[Start of Collected data]

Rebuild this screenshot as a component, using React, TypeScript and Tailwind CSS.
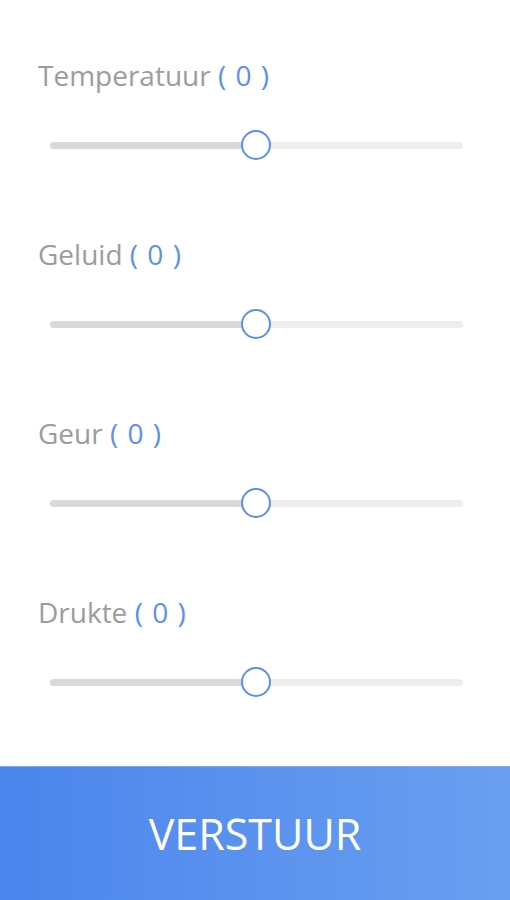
import React from "react";

const items = ["Temperatuur", "Geluid", "Geur", "Drukte"];

function Slider() {
  return (
    <div className="relative h-[32px] ml-[50px] mr-[47px] flex items-center">
      <div className="h-[7px] w-full rounded-full bg-[#eeeeee]" />
      <div className="absolute left-0 h-[7px] w-[206px] rounded-l-full bg-[#d9d9d9]" />
      <div className="absolute left-[191px] top-[1px] h-[30px] w-[30px] rounded-full border-2 border-[#5a8ef0] bg-white" />
    </div>
  );
}

export default function App() {
  return (
    <div
      className="w-[510px] h-[900px] bg-white flex flex-col"
      style={{ fontFamily: '"Open Sans", sans-serif' }}
    >
      <div className="h-[766px] shrink-0 overflow-hidden pt-[57px]">
        {items.map((name) => (
          <div key={name} className="h-[179px]">
            <div className="pl-[38px] text-[28px] leading-[36px] text-[#9c9c9c]">
              {name} <span className="text-[#5b8ff0] tracking-[1px]">( 0 )</span>
            </div>
            <div className="mt-[36px]">
              <Slider />
            </div>
          </div>
        ))}
      </div>
      <div className="h-[134px] shrink-0 border-t border-[#7fa8f2] bg-gradient-to-r from-[#4a85ec] to-[#6a9ff0] flex items-center justify-center">
        <span className="text-white text-[43px] leading-none">VERSTUUR</span>
      </div>
    </div>
  );
}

[End of Collected data]

:: Goal ::
Using the data above, print every line exactly, omitting pictures.

:: Finished answer ::
Rebuild this screenshot as a component, using React, TypeScript and Tailwind CSS.
import React from "react";

const items = ["Temperatuur", "Geluid", "Geur", "Drukte"];

function Slider() {
  return (
    <div className="relative h-[32px] ml-[50px] mr-[47px] flex items-center">
      <div className="h-[7px] w-full rounded-full bg-[#eeeeee]" />
      <div className="absolute left-0 h-[7px] w-[206px] rounded-l-full bg-[#d9d9d9]" />
      <div className="absolute left-[191px] top-[1px] h-[30px] w-[30px] rounded-full border-2 border-[#5a8ef0] bg-white" />
    </div>
  );
}

export default function App() {
  return (
    <div
      className="w-[510px] h-[900px] bg-white flex flex-col"
      style={{ fontFamily: '"Open Sans", sans-serif' }}
    >
      <div className="h-[766px] shrink-0 overflow-hidden pt-[57px]">
        {items.map((name) => (
          <div key={name} className="h-[179px]">
            <div className="pl-[38px] text-[28px] leading-[36px] text-[#9c9c9c]">
              {name} <span className="text-[#5b8ff0] tracking-[1px]">( 0 )</span>
            </div>
            <div className="mt-[36px]">
              <Slider />
            </div>
          </div>
        ))}
      </div>
      <div className="h-[134px] shrink-0 border-t border-[#7fa8f2] bg-gradient-to-r from-[#4a85ec] to-[#6a9ff0] flex items-center justify-center">
        <span className="text-white text-[43px] leading-none">VERSTUUR</span>
      </div>
    </div>
  );
}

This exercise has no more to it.